Critique : M. Butterfly

Sébastien de Sainte Croix | 9 décembre 2005
Sébastien de Sainte Croix | 9 décembre 2005

Film méconnu de Cronenberg, M Butterfly n'en est pas pour autant un film mineur du réalisateur qui s'empare ici d'une piece de théâtre connu tirée d'un fait divers ahurissant relatant les amours d'un diplomate français avec une chanteuse chinoise (en fait un homme chargé de récolter des informations pour son gouvernement). Le M du titre pourrait tout aussi bien être l'abréviation de mister ou miss, quant au papillon en question c'est bien de la transformation d'un homme en femme qu'il s'agit. Ou plutôt de la perception idéalisée qu'un homme peut se faire d'une femme, d'une relation ou d'un pays, jusqu'à en arriver à nier la nature profonde de cet être ou de ce continent. Si le film peut s'apparenter un court instant au The Crying game de Neil Jordan pour la surprise de la découverte de l'identité sexuelle d'un des protagonistes, Cronenberg n'essaie même pas ici de travestir Song Liling (John Lone) aux yeux du spectateur ou de René Gallimard (Jeremy Irons). Gallimard tombe amoureux d'une femme et ne cessera d'y croire malgré les mises en garde de ses proches ou les retours à la réalité qu'il niera tant bien que mal.

Déni de réalité poussé à l'extrême, le personnage adopte le même point de vue sur un pays, la Chine, qu'il ne cesse de percevoir comme un idéal, un stéréotype conforme à la vision d'un occidental colonisateur. La vraisemblance - savoir comment un homme a pu ignorer si longtemps le sexe de son partenaire - n'est plus de mise et la beauté du film réside justement dans l'approche que Cronenberg adopte pour nous narrer cette histoire d'amour impossible. Le réalisateur la traite sans aucune ironie vis-à-vis de ses personnages ou de son spectateur : la réalité est présente mais n'empêche pas l'idylle de s'accomplir sous nos yeux, Et Gallimard de plonger plus profondément dans son fantasme allant jusqu'à accepter la paternité d'un enfant né de ses amours.

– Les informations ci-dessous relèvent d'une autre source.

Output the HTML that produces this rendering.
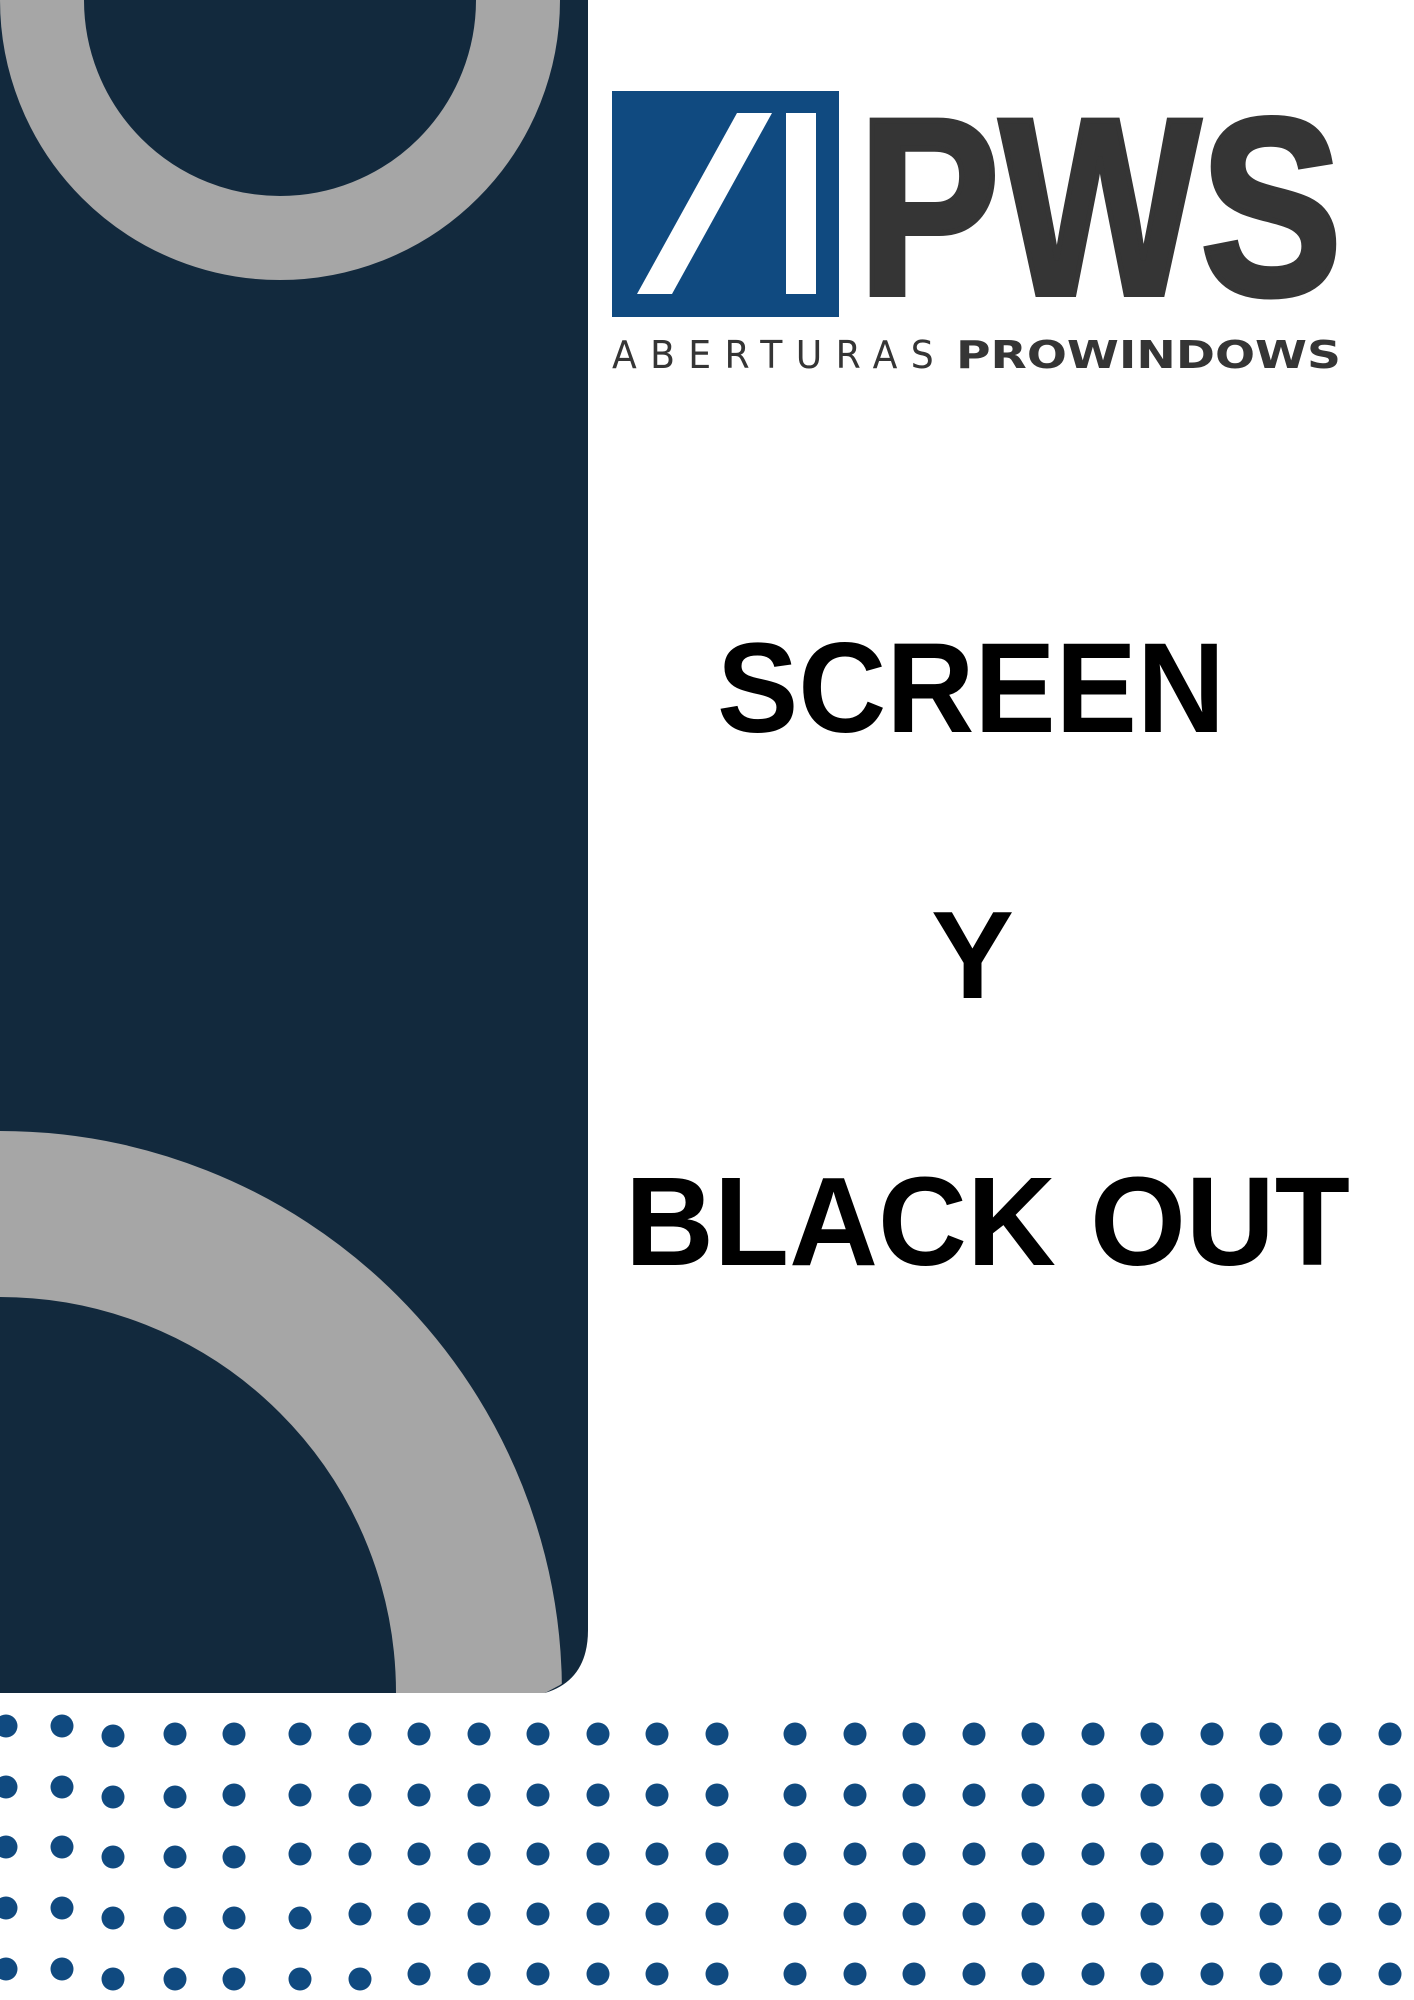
<!DOCTYPE html>
<html><head><meta charset="utf-8"><style>html,body{margin:0;padding:0;background:#fff;overflow:hidden;width:1414px;height:2000px}svg{display:block}</style></head><body>
<svg width="1414" height="2000" viewBox="0 0 1414 2000" xmlns="http://www.w3.org/2000/svg">
<defs><clipPath id="panel"><path d="M0 0H588V1630A62 62 0 0 1 560 1685L545 1693H0Z"/></clipPath></defs>
<path d="M0 0H588V1630Q588 1680 545 1693H0Z" fill="#12293d"/>
<g clip-path="url(#panel)">
<circle cx="280" cy="0" r="238" fill="none" stroke="#a6a6a6" stroke-width="84"/>
<circle cx="0" cy="1693" r="479" fill="none" stroke="#a6a6a6" stroke-width="166"/>
</g>
<rect x="612" y="91" width="227" height="226" fill="#104a80"/>
<polygon points="637,294 672,294 772,113 737,113" fill="#fff"/>
<rect x="786" y="113" width="30" height="181" fill="#fff"/>
<text x="858" y="294" font-family="Liberation Sans,sans-serif" font-weight="bold" font-size="252" fill="#353535" stroke="#353535" stroke-width="6" textLength="484" lengthAdjust="spacingAndGlyphs">PWS</text>
<text x="612" y="368" font-family="DejaVu Sans,sans-serif" font-size="38" fill="#353535" textLength="335" lengthAdjust="spacingAndGlyphs" letter-spacing="14">ABERTURAS</text>
<text x="956" y="368" font-family="DejaVu Sans,sans-serif" font-weight="bold" font-size="38" fill="#353535" textLength="385" lengthAdjust="spacingAndGlyphs">PROWINDOWS</text>
<g font-family="Liberation Sans,sans-serif" font-weight="bold" fill="#000">
<text x="717" y="732" font-size="128" textLength="508" lengthAdjust="spacingAndGlyphs">SCREEN</text>
<text x="931" y="998" font-size="124" textLength="83" lengthAdjust="spacingAndGlyphs">Y</text>
<text x="625" y="1265" font-size="126" textLength="725" lengthAdjust="spacingAndGlyphs">BLACK OUT</text>
</g>
<g fill="#104a80" id="dots"></g>
</svg>
<script>
var xs=[6,62,113,175,234,300,360,419,479,538,598,657,717,795,855,914,974,1033,1093,1152,1212,1271,1330,1390];
var ys=[1726,1787,1847,1908,1969],offs=[8,8,7,6,5];
var g=document.getElementById('dots'),h='';
for(var r=0;r<5;r++)for(var c=0;c<xs.length;c++){var y=ys[r];if(c>=2){y+=(c<=r+2?10:offs[r]);}
h+='<circle cx="'+xs[c]+'" cy="'+y+'" r="11.5"/>';}
g.innerHTML=h;
</script>
</body></html>
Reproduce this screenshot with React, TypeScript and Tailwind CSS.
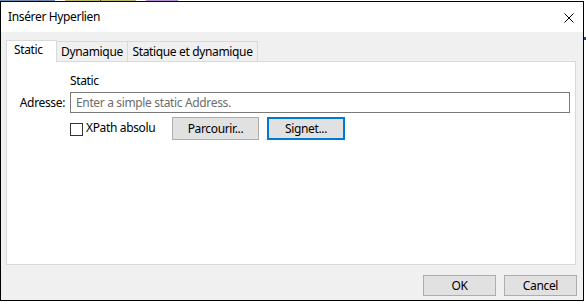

Étude d'un cas clinique de déni de réalité - d'auto-invention - Gallimard vit à travers cette relation son fantasme ultime (la femme asiatique soumise) malgré les soubresauts historiques qui feront vaciller son fantasme. Gallimard (au même titre que Seth Brundle dans La Mouche ou les jumeaux Mantle dans Faux Semblants) refusera la réalité jusqu'au bout, même face à l'évidence : la confrontation avec Liling habillé en homme dans un car de police en plein Paris secoué par les événements de 1968 et la désillusion de la prise de conscience le poussera logiquement vers le suicide. Seul moyen de nier définitivement le réel pour se rapprocher une denière fois du fantasme (les jumeaux Mantle, séparés, se suicident dans un acte désespéré de retrouver le statut de siamois uni par la chair et l'esprit).

C'est une nouvelle fois le rapport de rivalité entre la chair et l'esprit que David Cronenberg questionne à travers ce cas extrême mais en y injectant une forte dose de romantisme et de romanesque (le seul véritable point faible du film résidant peut-être dans sa reconstitution d'événements historiques - mai 68 par exemple) faisant de M Butterfly son film le plus émouvant avec La Mouche.